Mestre Gabi: Eu serei injusto comigo e com outras pessoas, pois são diversos momentos. O primeiro e que eu jamais pensei que fosse acontecer foi exatamente eu me tornar mestre-sala. No dia da apuração eu fui cumprimentar os demais casais e o pessoal da Barroca veio me parabenizar. Eu fiquei sem entender. Foi aí que a Alice me perguntou se eu estava feliz, pois nós é que fomos o casal avaliado. Aconteceu que o Pé Rachado foi até a cabine dos jurados de casais e informou que o primeiro da escola éramos nós. Momento incrível! Resultado; nota dez.

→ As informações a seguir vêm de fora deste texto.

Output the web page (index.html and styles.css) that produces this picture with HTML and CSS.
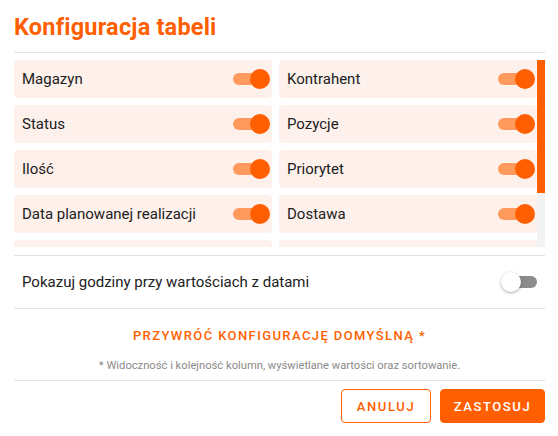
FILE: index.html
```html
<!DOCTYPE html>
<html lang="pl">
<head>
<meta charset="utf-8">
<title>Konfiguracja tabeli</title>
<link rel="stylesheet" href="styles.css">
</head>
<body>
<div class="dialog">
  <header class="header">
    <h1 class="title">Konfiguracja tabeli</h1>
  </header>
  <div class="columns-wrap">
    <div class="columns-viewport">
      <div class="columns">
        <div class="col-item"><span class="col-label">Magazyn</span><span class="toggle on"><span class="track"></span><span class="knob"></span></span></div>
        <div class="col-item"><span class="col-label">Kontrahent</span><span class="toggle on"><span class="track"></span><span class="knob"></span></span></div>
        <div class="col-item"><span class="col-label">Status</span><span class="toggle on"><span class="track"></span><span class="knob"></span></span></div>
        <div class="col-item"><span class="col-label">Pozycje</span><span class="toggle on"><span class="track"></span><span class="knob"></span></span></div>
        <div class="col-item"><span class="col-label">Ilość</span><span class="toggle on"><span class="track"></span><span class="knob"></span></span></div>
        <div class="col-item"><span class="col-label">Priorytet</span><span class="toggle on"><span class="track"></span><span class="knob"></span></span></div>
        <div class="col-item"><span class="col-label">Data planowanej realizacji</span><span class="toggle on"><span class="track"></span><span class="knob"></span></span></div>
        <div class="col-item"><span class="col-label">Dostawa</span><span class="toggle on"><span class="track"></span><span class="knob"></span></span></div>
        <div class="col-item"><span class="toggle on"><span class="track"></span><span class="knob"></span></span></div>
        <div class="col-item"><span class="toggle on"><span class="track"></span><span class="knob"></span></span></div>
        <div class="col-item"><span class="toggle on"><span class="track"></span><span class="knob"></span></span></div>
        <div class="col-item"><span class="toggle on"><span class="track"></span><span class="knob"></span></span></div>
      </div>
    </div>
    <div class="scrollbar"><div class="scrollbar-thumb"></div></div>
  </div>
  <div class="option-row">
    <span class="option-label">Pokazuj godziny przy wartościach z datami</span>
    <span class="toggle off"><span class="track"></span><span class="knob"></span></span>
  </div>
  <div class="reset">
    <button class="reset-link" type="button">PRZYWRÓĆ KONFIGURACJĘ DOMYŚLNĄ *</button>
    <p class="reset-note">* Widoczność i kolejność kolumn, wyświetlane wartości oraz sortowanie.</p>
  </div>
  <footer class="actions">
    <button class="btn btn-outline" type="button">ANULUJ</button>
    <button class="btn btn-primary" type="button">ZASTOSUJ</button>
  </footer>
</div>
</body>
</html>
```
FILE: styles.css
```css
* { box-sizing: border-box; }
html, body { margin: 0; padding: 0; background: #fff; }
body {
  font-family: Roboto, "Liberation Sans", sans-serif;
  color: #212121;
  width: 558px;
  height: 436px;
  overflow: hidden;
}
.dialog {
  padding: 0 13px 0 14px;
}
.header {
  height: 53px;
  border-bottom: 1px solid #e2e2e2;
  padding-top: 13px;
}
.title {
  margin: 0;
  font-size: 23.5px;
  line-height: 28px;
  font-weight: 700;
  letter-spacing: 0.2px;
  color: #ff5f00;
}
.columns-wrap {
  margin-top: 7px;
  height: 187px;
  display: flex;
}
.columns-viewport {
  flex: 1;
  overflow: hidden;
}
.scrollbar {
  width: 8px;
  flex: none;
  background: #f3f3f3;
}
.scrollbar-thumb {
  height: 133px;
  background: #ff5f00;
}
.columns {
  display: grid;
  grid-template-columns: 1fr 1fr;
  grid-auto-rows: 38px;
  gap: 7px;
}
.col-item {
  display: flex;
  align-items: center;
  justify-content: space-between;
  background: #fef0eb;
  border-radius: 4px;
  padding: 0 2px 0 8px;
}
.col-item .toggle:first-child { margin-left: auto; }
.col-label {
  font-size: 15px;
  line-height: 20px;
}
.toggle {
  position: relative;
  display: inline-block;
  width: 37px;
  height: 20px;
  flex: none;
}
.toggle .track {
  position: absolute;
  top: 4px;
  width: 34px;
  height: 12px;
  border-radius: 6px;
}
.toggle .knob {
  position: absolute;
  top: 0;
  width: 20px;
  height: 20px;
  border-radius: 50%;
}
.toggle.on .track { left: 0; background: #ff9a5c; }
.toggle.on .knob { right: 0; background: #ff5f00; }
.toggle.off { width: 36px; }
.toggle.off .track { left: 4px; width: 32px; background: #8c8c8c; }
.toggle.off .knob { left: 0; background: #fff; box-shadow: 0 1px 3px rgba(0,0,0,0.35); }
.option-row {
  margin-top: 8px;
  height: 54px;
  border-top: 1px solid #e2e2e2;
  border-bottom: 1px solid #e2e2e2;
  display: flex;
  align-items: center;
  justify-content: space-between;
  padding: 0 8px 0 8px;
}
.option-label {
  font-size: 15px;
  line-height: 20px;
}
.reset {
  height: 72px;
  border-bottom: 1px solid #e2e2e2;
  display: flex;
  flex-direction: column;
  align-items: center;
  padding-top: 18px;
}
.reset-link {
  border: 0;
  background: none;
  padding: 0;
  font-family: inherit;
  font-size: 13px;
  line-height: 18px;
  font-weight: 500;
  letter-spacing: 1.4px;
  color: #ff5f00;
  cursor: pointer;
}
.reset-note {
  margin: 14px 0 0;
  font-size: 11.2px;
  line-height: 14px;
  color: #8a8a8a;
}
.actions {
  display: flex;
  justify-content: flex-end;
  gap: 9px;
  padding-top: 8px;
}
.btn {
  height: 34px;
  border-radius: 4px;
  font-family: inherit;
  font-size: 13px;
  font-weight: 500;
  letter-spacing: 1.6px;
  cursor: pointer;
  padding: 0;
}
.btn-outline {
  width: 90px;
  background: #fff;
  border: 1px solid #ff5f00;
  color: #ff5f00;
}
.btn-primary {
  width: 105px;
  background: #ff5f00;
  border: 1px solid #ff5f00;
  color: #fff;
}
```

Daí em diante em toda minha carreira fui o primeiro mestre sala. Outro momento inesquecível foi em um batizado de escola de samba em Barueri. Fizemos nossa dança e aguardávamos o inicio do batismo quando uma senhora vem em nossa direção e se ajoelha aos nossos pés. Eu pensando que ela estava passando mal fui auxiliar e ela, na verdade, nos reverenciava e mostrava o seu amor ao pavilhão e ao Camisa Verde e Branco. Agora, um momento surreal foi a recepção que a comunidade do Bixiga fez quando fomos congraçar o título ganho conjuntamente em 1993, na quadra do Vai-Vai. Memorável! O pessoal nos aplaudiu e abriu espaço para que pudéssemos bailar sem a rivalidade, apenas pela festa e, na mesma noite, eles foram até o Camisa Verde e os recebemos de braços abertos… Que coisa linda. Finalmente, no desfile “Chico Rei”, da Barroca da Zona Sul, vivi outro grande momento. Eu, junto da Bete, como duas divindades negras e uma fantasia luxuosa. A Avenida olhando para nós com carinho e admiração. Isto não tem preço, em setenta anos de vida, é um presente especial.

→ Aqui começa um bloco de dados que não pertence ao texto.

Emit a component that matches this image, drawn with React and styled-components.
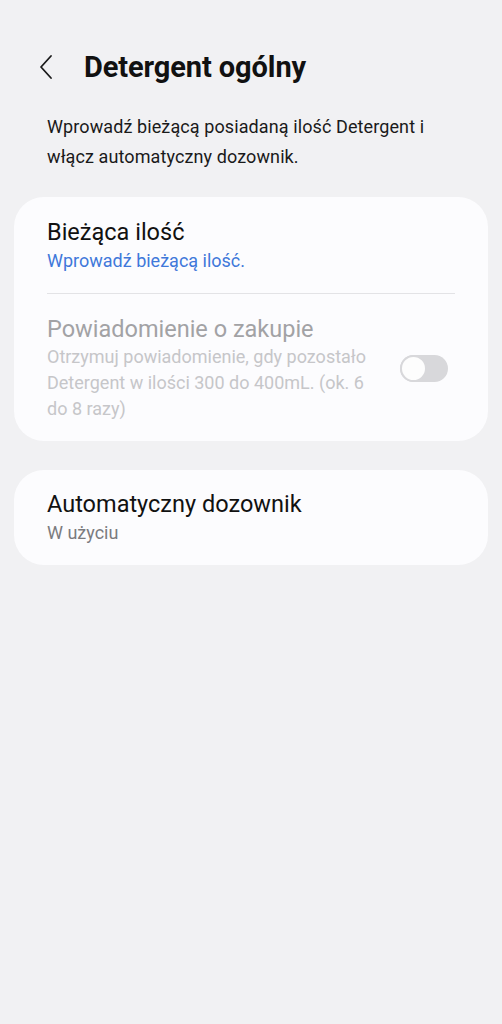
import styled, { createGlobalStyle } from 'styled-components';

const GlobalStyle = createGlobalStyle`
  html, body {
    margin: 0;
    padding: 0;
    background: #f1f1f3;
  }
  body {
    font-family: Roboto, "Noto Sans", sans-serif;
    -webkit-font-smoothing: antialiased;
  }
`;

const Page = styled.div`
  width: 502px;
  min-height: 1024px;
  background: #f1f1f3;
  box-sizing: border-box;
  padding: 0 14px;
`;

const Header = styled.div`
  display: flex;
  align-items: center;
  height: 66px;
  padding-top: 34px;
  padding-left: 24px;
`;

const BackButton = styled.button`
  border: 0;
  background: none;
  padding: 0;
  width: 22px;
  height: 28px;
  display: flex;
  align-items: center;
  justify-content: flex-start;
  margin-right: 24px;
  cursor: pointer;
`;

const Title = styled.h1`
  margin: 0;
  font-size: 29px;
  font-weight: 700;
  color: #111;
  letter-spacing: -0.1px;
`;

const Intro = styled.p`
  margin: 12px 0 0;
  padding: 0 14px 0 33px;
  font-size: 18px;
  line-height: 30px;
  letter-spacing: 0.1px;
  color: #1a1a1a;
`;

const Card = styled.section`
  background: #fcfcfe;
  border-radius: 30px;
  padding: ${p => p.$pad || '20px 33px 19px'};
  margin-top: ${p => p.$top || '0'};
`;

const Row = styled.div`
  display: flex;
  align-items: center;
  gap: 24px;
`;

const RowText = styled.div`
  flex: 1;
`;

const RowTitle = styled.div`
  font-size: 23.5px;
  line-height: 30px;
  color: ${p => (p.$muted ? '#a2a2a5' : '#111')};
`;

const RowSub = styled.div`
  font-size: 18px;
  line-height: ${p => p.$lh || '28px'};
  color: ${p => p.$color || '#7b7b7e'};
`;

const Divider = styled.hr`
  border: 0;
  border-top: 1px solid #e3e3e6;
  margin: 18px 0 20px;
`;

const Toggle = styled.div`
  width: 48px;
  height: 27px;
  border-radius: 14px;
  background: #d8d8db;
  box-sizing: border-box;
  position: relative;
  flex-shrink: 0;
  margin-right: 7px;
`;

const Knob = styled.div`
  position: absolute;
  left: 0;
  top: 0;
  width: 27px;
  height: 27px;
  box-sizing: border-box;
  border-radius: 50%;
  background: #fdfdfd;
  border: 2px solid #d8d8db;
`;

export default function App() {
  return (
    <>
      <GlobalStyle />
      <Page>
        <Header>
          <BackButton aria-label="Wstecz">
            <svg width="16" height="26" viewBox="0 0 16 26" fill="none">
              <path d="M13 2 L3 13 L13 24" stroke="#1a1a1a" strokeWidth="1.8" strokeLinecap="round" strokeLinejoin="round" />
            </svg>
          </BackButton>
          <Title>Detergent ogólny</Title>
        </Header>

        <Intro>Wprowadź bieżącą posiadaną ilość Detergent i włącz automatyczny dozownik.</Intro>

        <Card $top="25px">
          <RowTitle>Bieżąca ilość</RowTitle>
          <RowSub $color="#3f78da">Wprowadź bieżącą ilość.</RowSub>
          <Divider />
          <Row>
            <RowText>
              <RowTitle $muted>Powiadomienie o zakupie</RowTitle>
              <RowSub $color="#c6c6c9" $lh="26px">
                Otrzymuj powiadomienie, gdy pozostało Detergent w ilości 300 do 400mL. (ok. 6 do 8 razy)
              </RowSub>
            </RowText>
            <Toggle>
              <Knob />
            </Toggle>
          </Row>
        </Card>

        <Card $top="29px" $pad="19px 33px 18px">
          <RowTitle>Automatyczny dozownik</RowTitle>
          <RowSub>W użyciu</RowSub>
        </Card>
      </Page>
    </>
  );
}
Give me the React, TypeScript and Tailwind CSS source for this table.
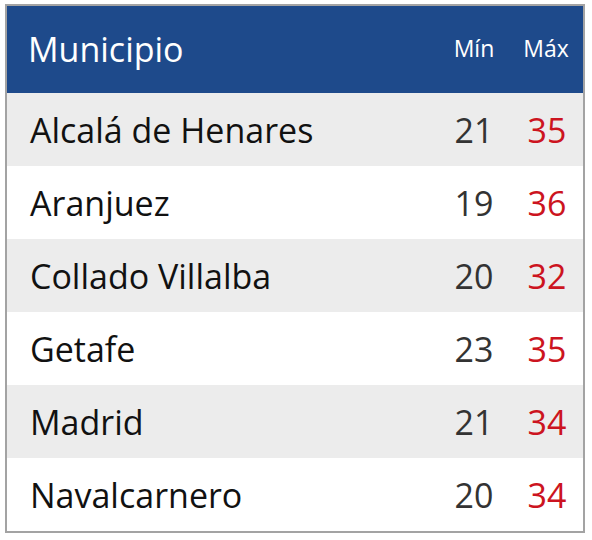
import React from "react";

const rows: [string, number, number][] = [
  ["Alcalá de Henares", 21, 35],
  ["Aranjuez", 19, 36],
  ["Collado Villalba", 20, 32],
  ["Getafe", 23, 35],
  ["Madrid", 21, 34],
  ["Navalcarnero", 20, 34],
];

export default function App() {
  return (
    <div className="w-[592px] h-[540px] bg-white pt-[4px] pl-[5px]" style={{ fontFamily: '"Open Sans", "Noto Sans", sans-serif' }}>
      <div className="w-[580px] border-2 border-[#a3a3a3] bg-white">
        <div className="grid grid-cols-[1fr_74px_72px] h-[87px] bg-[#1e4a8b] text-white items-center">
          <div className="pl-[21px] text-[34px] leading-none pb-[2px]">Municipio</div>
          <div className="text-center text-[23px] leading-none pb-[2px]">Mín</div>
          <div className="text-center text-[23px] leading-none pb-[2px] pr-[2px]">Máx</div>
        </div>
        {rows.map(([name, min, max], i) => (
          <div
            key={name}
            className={`grid grid-cols-[1fr_74px_72px] h-[73px] items-center ${i % 2 === 0 ? "bg-[#ececec]" : "bg-white"}`}
          >
            <div className="pl-[23px] text-[34px] leading-none text-[#111111]">{name}</div>
            <div className="text-center text-[34px] leading-none text-[#333333]">{min}</div>
            <div className="text-center text-[34px] leading-none text-[#cc1420]">{max}</div>
          </div>
        ))}
      </div>
    </div>
  );
}
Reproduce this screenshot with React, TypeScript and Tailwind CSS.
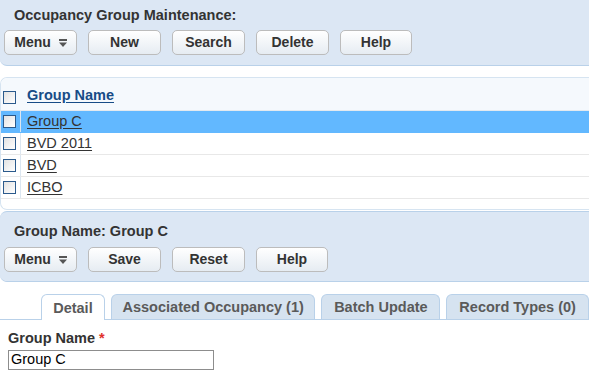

Neste cinquentenário dos desfiles oficiais, qual sua visão sobre o estágio atual do Carnaval Paulistano?

Mestre Gabi: Muita coisa se perdeu. Hoje nós estamos tentando resgatar os estandartes, os valorizando e pedindo a colaboração dos dirigentes. Nós, junto do Ednei Mariano, estamos cobrando a valorização destes profissionais. Ele tem o mesmo valor que o casal, independente de trazer nota ou não. A porta-estandarte tem o mesmo peso que a porta-bandeira. Outro ponto; não temos mais evolução. Isso que temos hoje é uma marcha sambada com coreografia sem o folião ser espontâneo, livre. É uma ala de passo marcado com mais glamour. Antigamente tínhamos a ala dos nobres e hoje a influência do passo marcado foi para comissão de frente e as comissões de frente tradicionais se tornaram as Velhas Guardas, fechando os desfiles. No atual momento têm escolas que a pessoa não tem nem vinte e cinco anos no samba e já são Velhas Guardas. Além disso, após a chegada do Joãozinho Trinta em São Paulo, no fim dos anos 80, o Carnaval cresceu principalmente nas fantasias que ele trouxe para a Peruche. Ao chegar no Anhembi se tirou a mobilidade do folião e a leveza, impossibilitando de ter a mesma desenvoltura que na Avenida Tiradentes. A aproximação com o público se perdeu, hoje o Carnaval basicamente não é mais próximo ao seu povo! Agora uma lembrança que me deixa saudades foi a perda dos fundadores das escolas; Dona Sinhá, Thobias e tantos outros nomes que tiveram poucos registros e se foram sem o devido reconhecimento.

Existem diversas personalidades marcantes no Carnaval e o senhor é uma delas junto com a Vivi Martins. Como chegamos na denominação de “Casal Soberano”?

Mestre Gabi: Uma das personalidades marcantes do nosso Carnaval, que hoje está em Santos, é o “Marechal do Samba”, J.Muniz Junior. Foi ele quem deu a ideia ao Eduardo Nascimento e assim nos presentearam.

Gabi e Vivi. Foto: Reprodução

Qual a sensação do seu primeiro desfile após deixar o pavilhão para uma nova geração?

Mestre Gabi: Eu tive a sensação de dever cumprido, eu sempre repito que para chegar aonde eu cheguei eu tive quatro mulheres importantes ao meu lado: Alice, Bete, Vivi e a Magali Thobias, pois se não fosse ela acreditar na Vivi, ela não seria porta-bandeira e eu não teria este capitulo tão bonito em minha vida.

Mestre Gabi encerra deixando uma mensagem final e um alerta geral aos sambistas:

Mestre Gabi: O que eu mais sinto falta é da integração entre os dirigentes, aquele bate-papo de amizade e aquele sentimento de união em prol do melhor para o Carnaval, respeitando o pavilhão de cada um e mantendo as disputas apenas na Avenida. Respeitem as tradições e, aos mais novos, conheçam a história de sua Velha Guarda e de sua escola sem deixar a semente do samba morrer.